# [DATASET EXTRACT]
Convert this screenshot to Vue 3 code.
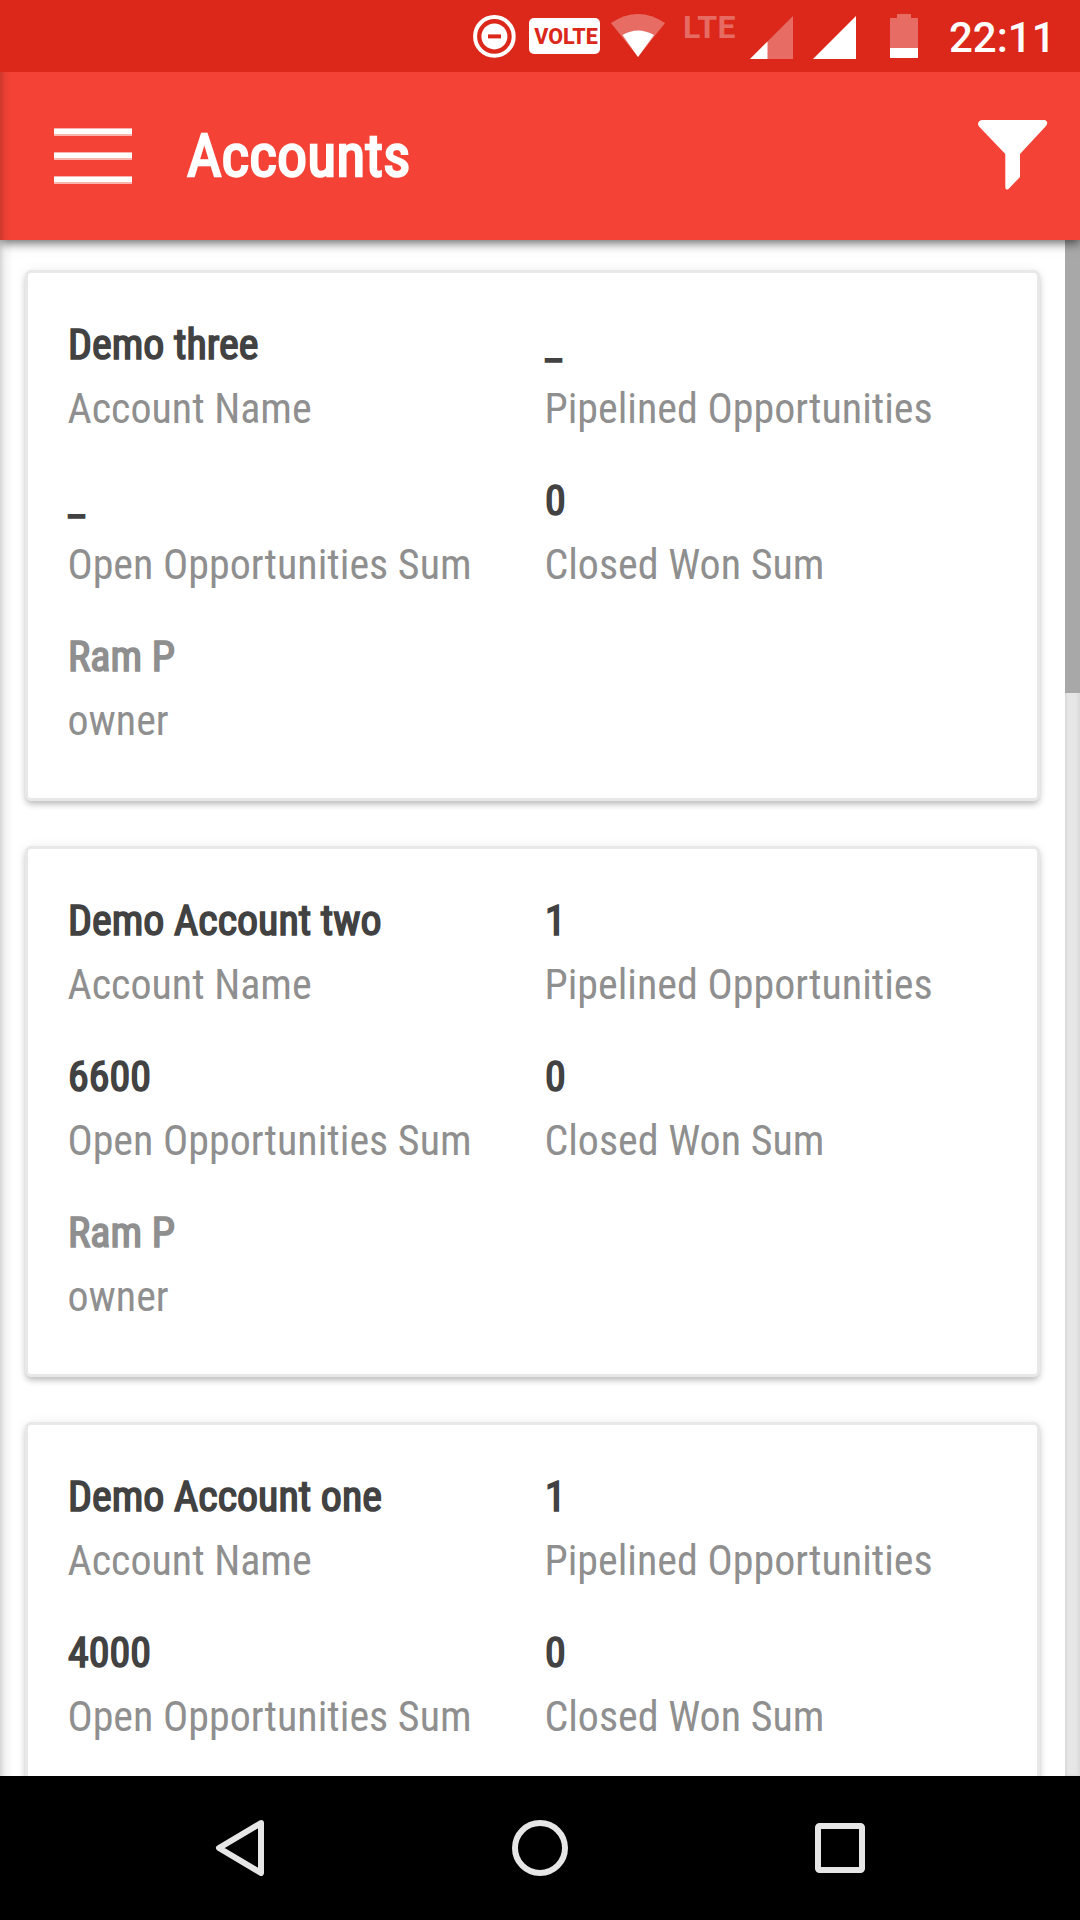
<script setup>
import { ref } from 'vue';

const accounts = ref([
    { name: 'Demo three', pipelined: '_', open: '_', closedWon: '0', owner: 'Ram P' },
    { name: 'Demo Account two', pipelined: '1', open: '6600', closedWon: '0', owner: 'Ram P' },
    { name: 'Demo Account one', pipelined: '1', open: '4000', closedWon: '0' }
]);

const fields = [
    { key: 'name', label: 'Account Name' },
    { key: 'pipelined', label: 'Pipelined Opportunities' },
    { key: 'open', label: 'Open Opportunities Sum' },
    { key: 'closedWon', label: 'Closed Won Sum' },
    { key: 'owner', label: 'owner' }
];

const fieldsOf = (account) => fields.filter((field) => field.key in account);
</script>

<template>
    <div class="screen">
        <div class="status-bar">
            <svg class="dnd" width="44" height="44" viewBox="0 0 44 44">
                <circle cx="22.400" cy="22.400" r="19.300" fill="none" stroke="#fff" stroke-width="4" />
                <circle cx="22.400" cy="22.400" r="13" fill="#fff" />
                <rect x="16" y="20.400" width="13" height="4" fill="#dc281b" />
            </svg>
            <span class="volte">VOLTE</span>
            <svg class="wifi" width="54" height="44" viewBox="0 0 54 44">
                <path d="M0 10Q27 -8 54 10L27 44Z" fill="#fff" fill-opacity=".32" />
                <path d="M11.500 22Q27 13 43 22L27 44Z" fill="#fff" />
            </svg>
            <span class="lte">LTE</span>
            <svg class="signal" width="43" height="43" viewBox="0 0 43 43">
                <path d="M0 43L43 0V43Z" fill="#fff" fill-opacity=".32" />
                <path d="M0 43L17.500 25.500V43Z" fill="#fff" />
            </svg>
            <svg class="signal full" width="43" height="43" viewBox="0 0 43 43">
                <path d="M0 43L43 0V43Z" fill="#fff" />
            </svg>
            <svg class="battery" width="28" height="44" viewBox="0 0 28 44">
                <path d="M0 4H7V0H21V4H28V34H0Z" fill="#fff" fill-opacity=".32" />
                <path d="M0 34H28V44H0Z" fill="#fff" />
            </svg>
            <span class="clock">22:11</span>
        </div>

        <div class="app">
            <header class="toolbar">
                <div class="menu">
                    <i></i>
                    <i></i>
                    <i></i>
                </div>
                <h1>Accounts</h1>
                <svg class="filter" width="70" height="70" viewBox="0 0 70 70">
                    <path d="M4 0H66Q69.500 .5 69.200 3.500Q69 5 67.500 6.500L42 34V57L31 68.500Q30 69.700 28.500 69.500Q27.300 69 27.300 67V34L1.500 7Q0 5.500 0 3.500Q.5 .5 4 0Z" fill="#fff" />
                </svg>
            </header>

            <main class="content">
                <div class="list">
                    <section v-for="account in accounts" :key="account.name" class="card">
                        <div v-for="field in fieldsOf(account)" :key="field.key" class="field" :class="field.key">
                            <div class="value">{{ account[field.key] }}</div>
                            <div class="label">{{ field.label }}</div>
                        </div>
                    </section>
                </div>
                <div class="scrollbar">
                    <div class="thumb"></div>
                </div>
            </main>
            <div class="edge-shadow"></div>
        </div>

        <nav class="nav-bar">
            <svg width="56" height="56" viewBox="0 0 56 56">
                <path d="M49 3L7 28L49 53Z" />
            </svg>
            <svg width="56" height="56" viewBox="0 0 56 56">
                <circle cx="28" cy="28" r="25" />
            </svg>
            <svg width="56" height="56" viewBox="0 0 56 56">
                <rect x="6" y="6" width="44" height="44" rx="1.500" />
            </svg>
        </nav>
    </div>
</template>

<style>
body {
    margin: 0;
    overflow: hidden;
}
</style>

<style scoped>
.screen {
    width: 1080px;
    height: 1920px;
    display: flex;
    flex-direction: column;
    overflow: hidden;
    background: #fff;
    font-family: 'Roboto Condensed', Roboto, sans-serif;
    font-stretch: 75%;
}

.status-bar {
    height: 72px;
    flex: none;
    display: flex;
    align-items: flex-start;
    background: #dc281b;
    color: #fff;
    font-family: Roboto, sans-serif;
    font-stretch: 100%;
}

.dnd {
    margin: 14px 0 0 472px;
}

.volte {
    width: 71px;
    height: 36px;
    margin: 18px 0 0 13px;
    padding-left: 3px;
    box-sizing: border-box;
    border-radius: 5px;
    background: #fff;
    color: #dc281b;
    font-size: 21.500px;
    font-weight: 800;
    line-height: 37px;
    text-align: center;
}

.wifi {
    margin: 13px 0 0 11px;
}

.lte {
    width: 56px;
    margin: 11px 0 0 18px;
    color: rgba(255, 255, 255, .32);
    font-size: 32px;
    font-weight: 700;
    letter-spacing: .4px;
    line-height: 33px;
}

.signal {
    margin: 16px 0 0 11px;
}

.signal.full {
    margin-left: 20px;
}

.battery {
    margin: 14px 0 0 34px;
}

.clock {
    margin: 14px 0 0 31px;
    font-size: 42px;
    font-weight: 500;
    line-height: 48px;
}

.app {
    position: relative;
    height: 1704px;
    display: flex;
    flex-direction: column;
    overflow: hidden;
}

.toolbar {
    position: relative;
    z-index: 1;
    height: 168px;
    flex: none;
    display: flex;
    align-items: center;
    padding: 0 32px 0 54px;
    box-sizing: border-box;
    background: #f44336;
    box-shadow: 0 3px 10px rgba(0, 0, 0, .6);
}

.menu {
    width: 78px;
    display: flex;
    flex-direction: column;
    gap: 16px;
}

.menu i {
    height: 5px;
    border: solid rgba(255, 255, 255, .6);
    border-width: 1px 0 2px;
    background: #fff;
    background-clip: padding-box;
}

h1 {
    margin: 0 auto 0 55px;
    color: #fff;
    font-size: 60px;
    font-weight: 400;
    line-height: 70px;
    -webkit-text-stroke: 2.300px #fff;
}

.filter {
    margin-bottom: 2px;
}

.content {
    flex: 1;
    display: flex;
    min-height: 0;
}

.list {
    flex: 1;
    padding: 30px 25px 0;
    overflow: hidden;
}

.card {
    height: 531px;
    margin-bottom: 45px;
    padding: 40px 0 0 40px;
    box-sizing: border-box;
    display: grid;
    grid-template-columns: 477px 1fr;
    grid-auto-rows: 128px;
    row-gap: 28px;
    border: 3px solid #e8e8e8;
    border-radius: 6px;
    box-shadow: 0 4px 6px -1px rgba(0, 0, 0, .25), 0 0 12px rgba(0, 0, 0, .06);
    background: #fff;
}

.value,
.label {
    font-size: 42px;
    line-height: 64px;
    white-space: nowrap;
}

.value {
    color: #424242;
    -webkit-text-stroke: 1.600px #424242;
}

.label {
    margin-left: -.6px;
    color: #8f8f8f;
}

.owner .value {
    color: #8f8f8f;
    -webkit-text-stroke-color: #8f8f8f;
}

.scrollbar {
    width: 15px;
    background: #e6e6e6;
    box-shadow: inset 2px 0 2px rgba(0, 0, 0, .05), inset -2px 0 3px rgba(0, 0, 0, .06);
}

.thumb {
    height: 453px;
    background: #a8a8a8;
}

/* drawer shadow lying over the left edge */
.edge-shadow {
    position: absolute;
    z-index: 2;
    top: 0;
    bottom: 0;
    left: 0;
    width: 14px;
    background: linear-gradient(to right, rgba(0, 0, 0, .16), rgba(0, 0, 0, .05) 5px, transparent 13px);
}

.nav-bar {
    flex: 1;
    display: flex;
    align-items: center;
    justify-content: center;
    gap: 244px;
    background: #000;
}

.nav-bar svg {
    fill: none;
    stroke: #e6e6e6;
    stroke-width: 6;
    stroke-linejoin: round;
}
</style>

# [WHAT YOU SHOULD DO]
Return to the listing above and set it down exactly, leaving out its pictures.

# [RESULT FOR THIS EXERCISE]
Convert this screenshot to Vue 3 code.
<script setup>
import { ref } from 'vue';

const accounts = ref([
    { name: 'Demo three', pipelined: '_', open: '_', closedWon: '0', owner: 'Ram P' },
    { name: 'Demo Account two', pipelined: '1', open: '6600', closedWon: '0', owner: 'Ram P' },
    { name: 'Demo Account one', pipelined: '1', open: '4000', closedWon: '0' }
]);

const fields = [
    { key: 'name', label: 'Account Name' },
    { key: 'pipelined', label: 'Pipelined Opportunities' },
    { key: 'open', label: 'Open Opportunities Sum' },
    { key: 'closedWon', label: 'Closed Won Sum' },
    { key: 'owner', label: 'owner' }
];

const fieldsOf = (account) => fields.filter((field) => field.key in account);
</script>

<template>
    <div class="screen">
        <div class="status-bar">
            <svg class="dnd" width="44" height="44" viewBox="0 0 44 44">
                <circle cx="22.400" cy="22.400" r="19.300" fill="none" stroke="#fff" stroke-width="4" />
                <circle cx="22.400" cy="22.400" r="13" fill="#fff" />
                <rect x="16" y="20.400" width="13" height="4" fill="#dc281b" />
            </svg>
            <span class="volte">VOLTE</span>
            <svg class="wifi" width="54" height="44" viewBox="0 0 54 44">
                <path d="M0 10Q27 -8 54 10L27 44Z" fill="#fff" fill-opacity=".32" />
                <path d="M11.500 22Q27 13 43 22L27 44Z" fill="#fff" />
            </svg>
            <span class="lte">LTE</span>
            <svg class="signal" width="43" height="43" viewBox="0 0 43 43">
                <path d="M0 43L43 0V43Z" fill="#fff" fill-opacity=".32" />
                <path d="M0 43L17.500 25.500V43Z" fill="#fff" />
            </svg>
            <svg class="signal full" width="43" height="43" viewBox="0 0 43 43">
                <path d="M0 43L43 0V43Z" fill="#fff" />
            </svg>
            <svg class="battery" width="28" height="44" viewBox="0 0 28 44">
                <path d="M0 4H7V0H21V4H28V34H0Z" fill="#fff" fill-opacity=".32" />
                <path d="M0 34H28V44H0Z" fill="#fff" />
            </svg>
            <span class="clock">22:11</span>
        </div>

        <div class="app">
            <header class="toolbar">
                <div class="menu">
                    <i></i>
                    <i></i>
                    <i></i>
                </div>
                <h1>Accounts</h1>
                <svg class="filter" width="70" height="70" viewBox="0 0 70 70">
                    <path d="M4 0H66Q69.500 .5 69.200 3.500Q69 5 67.500 6.500L42 34V57L31 68.500Q30 69.700 28.500 69.500Q27.300 69 27.300 67V34L1.500 7Q0 5.500 0 3.500Q.5 .5 4 0Z" fill="#fff" />
                </svg>
            </header>

            <main class="content">
                <div class="list">
                    <section v-for="account in accounts" :key="account.name" class="card">
                        <div v-for="field in fieldsOf(account)" :key="field.key" class="field" :class="field.key">
                            <div class="value">{{ account[field.key] }}</div>
                            <div class="label">{{ field.label }}</div>
                        </div>
                    </section>
                </div>
                <div class="scrollbar">
                    <div class="thumb"></div>
                </div>
            </main>
            <div class="edge-shadow"></div>
        </div>

        <nav class="nav-bar">
            <svg width="56" height="56" viewBox="0 0 56 56">
                <path d="M49 3L7 28L49 53Z" />
            </svg>
            <svg width="56" height="56" viewBox="0 0 56 56">
                <circle cx="28" cy="28" r="25" />
            </svg>
            <svg width="56" height="56" viewBox="0 0 56 56">
                <rect x="6" y="6" width="44" height="44" rx="1.500" />
            </svg>
        </nav>
    </div>
</template>

<style>
body {
    margin: 0;
    overflow: hidden;
}
</style>

<style scoped>
.screen {
    width: 1080px;
    height: 1920px;
    display: flex;
    flex-direction: column;
    overflow: hidden;
    background: #fff;
    font-family: 'Roboto Condensed', Roboto, sans-serif;
    font-stretch: 75%;
}

.status-bar {
    height: 72px;
    flex: none;
    display: flex;
    align-items: flex-start;
    background: #dc281b;
    color: #fff;
    font-family: Roboto, sans-serif;
    font-stretch: 100%;
}

.dnd {
    margin: 14px 0 0 472px;
}

.volte {
    width: 71px;
    height: 36px;
    margin: 18px 0 0 13px;
    padding-left: 3px;
    box-sizing: border-box;
    border-radius: 5px;
    background: #fff;
    color: #dc281b;
    font-size: 21.500px;
    font-weight: 800;
    line-height: 37px;
    text-align: center;
}

.wifi {
    margin: 13px 0 0 11px;
}

.lte {
    width: 56px;
    margin: 11px 0 0 18px;
    color: rgba(255, 255, 255, .32);
    font-size: 32px;
    font-weight: 700;
    letter-spacing: .4px;
    line-height: 33px;
}

.signal {
    margin: 16px 0 0 11px;
}

.signal.full {
    margin-left: 20px;
}

.battery {
    margin: 14px 0 0 34px;
}

.clock {
    margin: 14px 0 0 31px;
    font-size: 42px;
    font-weight: 500;
    line-height: 48px;
}

.app {
    position: relative;
    height: 1704px;
    display: flex;
    flex-direction: column;
    overflow: hidden;
}

.toolbar {
    position: relative;
    z-index: 1;
    height: 168px;
    flex: none;
    display: flex;
    align-items: center;
    padding: 0 32px 0 54px;
    box-sizing: border-box;
    background: #f44336;
    box-shadow: 0 3px 10px rgba(0, 0, 0, .6);
}

.menu {
    width: 78px;
    display: flex;
    flex-direction: column;
    gap: 16px;
}

.menu i {
    height: 5px;
    border: solid rgba(255, 255, 255, .6);
    border-width: 1px 0 2px;
    background: #fff;
    background-clip: padding-box;
}

h1 {
    margin: 0 auto 0 55px;
    color: #fff;
    font-size: 60px;
    font-weight: 400;
    line-height: 70px;
    -webkit-text-stroke: 2.300px #fff;
}

.filter {
    margin-bottom: 2px;
}

.content {
    flex: 1;
    display: flex;
    min-height: 0;
}

.list {
    flex: 1;
    padding: 30px 25px 0;
    overflow: hidden;
}

.card {
    height: 531px;
    margin-bottom: 45px;
    padding: 40px 0 0 40px;
    box-sizing: border-box;
    display: grid;
    grid-template-columns: 477px 1fr;
    grid-auto-rows: 128px;
    row-gap: 28px;
    border: 3px solid #e8e8e8;
    border-radius: 6px;
    box-shadow: 0 4px 6px -1px rgba(0, 0, 0, .25), 0 0 12px rgba(0, 0, 0, .06);
    background: #fff;
}

.value,
.label {
    font-size: 42px;
    line-height: 64px;
    white-space: nowrap;
}

.value {
    color: #424242;
    -webkit-text-stroke: 1.600px #424242;
}

.label {
    margin-left: -.6px;
    color: #8f8f8f;
}

.owner .value {
    color: #8f8f8f;
    -webkit-text-stroke-color: #8f8f8f;
}

.scrollbar {
    width: 15px;
    background: #e6e6e6;
    box-shadow: inset 2px 0 2px rgba(0, 0, 0, .05), inset -2px 0 3px rgba(0, 0, 0, .06);
}

.thumb {
    height: 453px;
    background: #a8a8a8;
}

/* drawer shadow lying over the left edge */
.edge-shadow {
    position: absolute;
    z-index: 2;
    top: 0;
    bottom: 0;
    left: 0;
    width: 14px;
    background: linear-gradient(to right, rgba(0, 0, 0, .16), rgba(0, 0, 0, .05) 5px, transparent 13px);
}

.nav-bar {
    flex: 1;
    display: flex;
    align-items: center;
    justify-content: center;
    gap: 244px;
    background: #000;
}

.nav-bar svg {
    fill: none;
    stroke: #e6e6e6;
    stroke-width: 6;
    stroke-linejoin: round;
}
</style>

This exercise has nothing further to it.